An Associated Press story this past week reported that U.S. adult membership in a church or other religious institution has tumbled 20 percentage points over the last 20 years. It reached a low of 50% last year, according to a Gallup poll.
North Dakota still ranks among the top states for the percentage of church-going population. A 2001 survey showed 35% of North Dakota's population was Lutheran and 30% was Catholic. Other religious groups represented were Methodists (7%), Baptists (6%), the Assemblies of God (3%), Presbyterians (1.27%) and Jehovah's Witnesses (1%). But the state hasn’t been immune from the national trend, seeing a drop in church membership.

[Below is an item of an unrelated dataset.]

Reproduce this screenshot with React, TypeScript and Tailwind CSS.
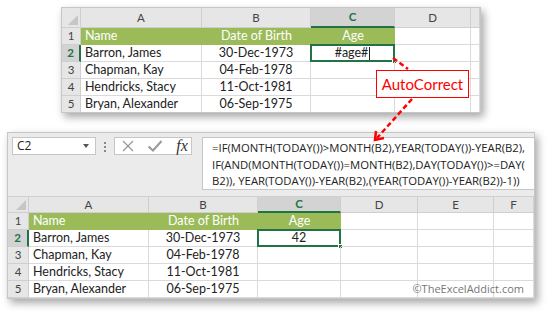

It’s disturbing news for those whose faith plays an integral role in their lives. The declining membership reflects a cultural shift across the nation. Professor Scott Thumma, who teaches sociology of religion at Hartford Seminary, told the Associated Press there are likely several factors behind the decline. Thumma noted that religious young adults are delaying marriage, postponing having children, and, when they do, having fewer children. There’s also less social pressure to formally join organizations.
“I’ve encountered many persons in churches that have attended for several years but did not officially join or become a member,” he said by email. “This is also evident in persons switching from one congregation to another without joining any.”
So while membership may be declining it may not be a case of people rejecting religion. They may be finding different ways to express their faith by visiting different churches, observing the Sabbath at home or watching services on TV. It makes sense that changing lifestyles would influence how we practice religion.
The Legislature voted this session to remove the remaining blue laws. Supporters of the laws feel the change will force more people to work on Sunday and reduce the amount of family time available. The Tribune Editorial Board doesn’t agree with this argument. We feel the laws were unfair because they picked a few businesses that weren’t allowed to open before noon on Sunday. Churches have adjusted over the years, adding services on Saturday and other days to accommodate their congregations.
The Tribune doesn’t see the Gallup poll as an indication of waning faith, but as a reflection of how we practice our faith differently. On Easter Sunday, April 3, 1994, the Tribune’s editorial focused on a changing society. We think it's still timely and it’s reprinted below.
“One of the unnamed virtues of living in northern climates is the great parallel between Easter and new life that dawns on us at this time of year. Budding trees and a resurrecting Earth become visual aids, flashcards to help us grasp the reality of Easter lessons.
“Even today in the midst of pealing brass instruments and lilies that seem to trumpet truth, we're not sure how to make the resurrection part of our lives. In our search, we forget that the Passion story is a week of gritty earthiness; of blood, loneliness, abandonment and salty tears.
“Maybe that tells us that Easter lives are meant to be lived surrounded by gritty issues; in recycling valuable resources, right now, at home and at work. Maybe it means that we are to stand out as the dissenting voice, in the places where we socialize, against racial slurs, however harmless they seem to be. Maybe it means we are to be committed to consuming less and sharing, really sharing, our wealth. Maybe it means that we humble ourselves enough to listen, without comeback or snide remark, to the people we haven't wanted to hear.
“Easter's glory seems so magnificent that we may not know how it includes us unless we have a personal stake in human triumph.”